TASK BRIEF: Carry none of the pictures over; set down the material below exactly.
--------
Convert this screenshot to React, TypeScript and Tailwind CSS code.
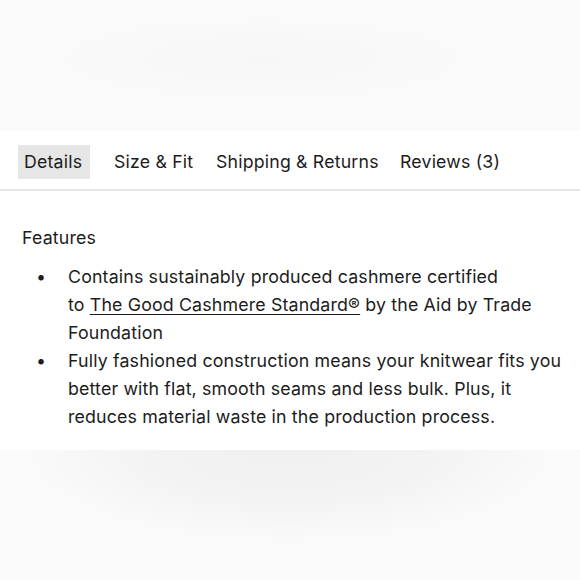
import React from "react";

export default function App() {
  const font = { fontFamily: "Inter, 'Open Sans', sans-serif" };
  return (
    <div className="w-[580px] h-[580px] flex flex-col bg-[#fafafa] text-[#1c1c1c]" style={font}>
      <div className="h-[131px] bg-[radial-gradient(ellipse_45%_40%_at_45%_45%,#f7f7f7_0%,#f9f9f9_60%,#fbfbfb_100%)]" />
      <div className="h-[319px] bg-white flex flex-col">
        <div className="h-[60px] flex items-end border-b-2 border-[#e6e6e6]">
          <div className="flex items-center text-[17.7px] tracking-[0.2px] mb-[10px] pl-[18px]">
            <div className="bg-[#e6e6e6] w-[72px] pl-[6px] h-[34px] flex items-center">Details</div>
            <div className="ml-[24px] w-[102px]">Size &amp; Fit</div>
            <div className="w-[184px]">Shipping &amp; Returns</div>
            <div>Reviews (3)</div>
          </div>
        </div>
        <div className="pl-[22px] pt-[33px] text-[17.8px] tracking-[0.15px] leading-[28px]">
          <div>Features</div>
          <ul className="mt-[11px]">
            <li className="flex">
              <span className="w-[46px] pl-[14px] shrink-0">•</span>
              <span className="w-[500px]">
                Contains sustainably produced cashmere certified
                <br />
                to <span className="underline underline-offset-[3px]">The Good Cashmere Standard®</span> by the Aid by Trade
                <br />
                Foundation
              </span>
            </li>
            <li className="flex">
              <span className="w-[46px] pl-[14px] shrink-0">•</span>
              <span className="w-[500px]">
                Fully fashioned construction means your knitwear fits you
                <br />
                better with flat, smooth seams and less bulk. Plus, it
                <br />
                reduces material waste in the production process.
              </span>
            </li>
          </ul>
        </div>
      </div>
      <div className="flex-1 bg-[radial-gradient(ellipse_45%_70%_at_50%_0%,#f0f0f0_0%,#f3f3f3_55%,#fafafa_100%)]" />
    </div>
  );
}
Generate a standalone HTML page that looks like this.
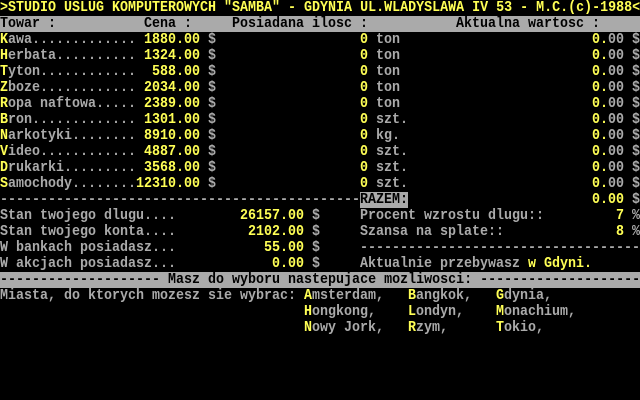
--------
RESULT OF THE TASK:
Convert this screenshot to React, TypeScript and Tailwind CSS code.
import React from "react";

export default function App() {
  const font = { fontFamily: "Inter, 'Open Sans', sans-serif" };
  return (
    <div className="w-[580px] h-[580px] flex flex-col bg-[#fafafa] text-[#1c1c1c]" style={font}>
      <div className="h-[131px] bg-[radial-gradient(ellipse_45%_40%_at_45%_45%,#f7f7f7_0%,#f9f9f9_60%,#fbfbfb_100%)]" />
      <div className="h-[319px] bg-white flex flex-col">
        <div className="h-[60px] flex items-end border-b-2 border-[#e6e6e6]">
          <div className="flex items-center text-[17.7px] tracking-[0.2px] mb-[10px] pl-[18px]">
            <div className="bg-[#e6e6e6] w-[72px] pl-[6px] h-[34px] flex items-center">Details</div>
            <div className="ml-[24px] w-[102px]">Size &amp; Fit</div>
            <div className="w-[184px]">Shipping &amp; Returns</div>
            <div>Reviews (3)</div>
          </div>
        </div>
        <div className="pl-[22px] pt-[33px] text-[17.8px] tracking-[0.15px] leading-[28px]">
          <div>Features</div>
          <ul className="mt-[11px]">
            <li className="flex">
              <span className="w-[46px] pl-[14px] shrink-0">•</span>
              <span className="w-[500px]">
                Contains sustainably produced cashmere certified
                <br />
                to <span className="underline underline-offset-[3px]">The Good Cashmere Standard®</span> by the Aid by Trade
                <br />
                Foundation
              </span>
            </li>
            <li className="flex">
              <span className="w-[46px] pl-[14px] shrink-0">•</span>
              <span className="w-[500px]">
                Fully fashioned construction means your knitwear fits you
                <br />
                better with flat, smooth seams and less bulk. Plus, it
                <br />
                reduces material waste in the production process.
              </span>
            </li>
          </ul>
        </div>
      </div>
      <div className="flex-1 bg-[radial-gradient(ellipse_45%_70%_at_50%_0%,#f0f0f0_0%,#f3f3f3_55%,#fafafa_100%)]" />
    </div>
  );
}
Generate a standalone HTML page that looks like this.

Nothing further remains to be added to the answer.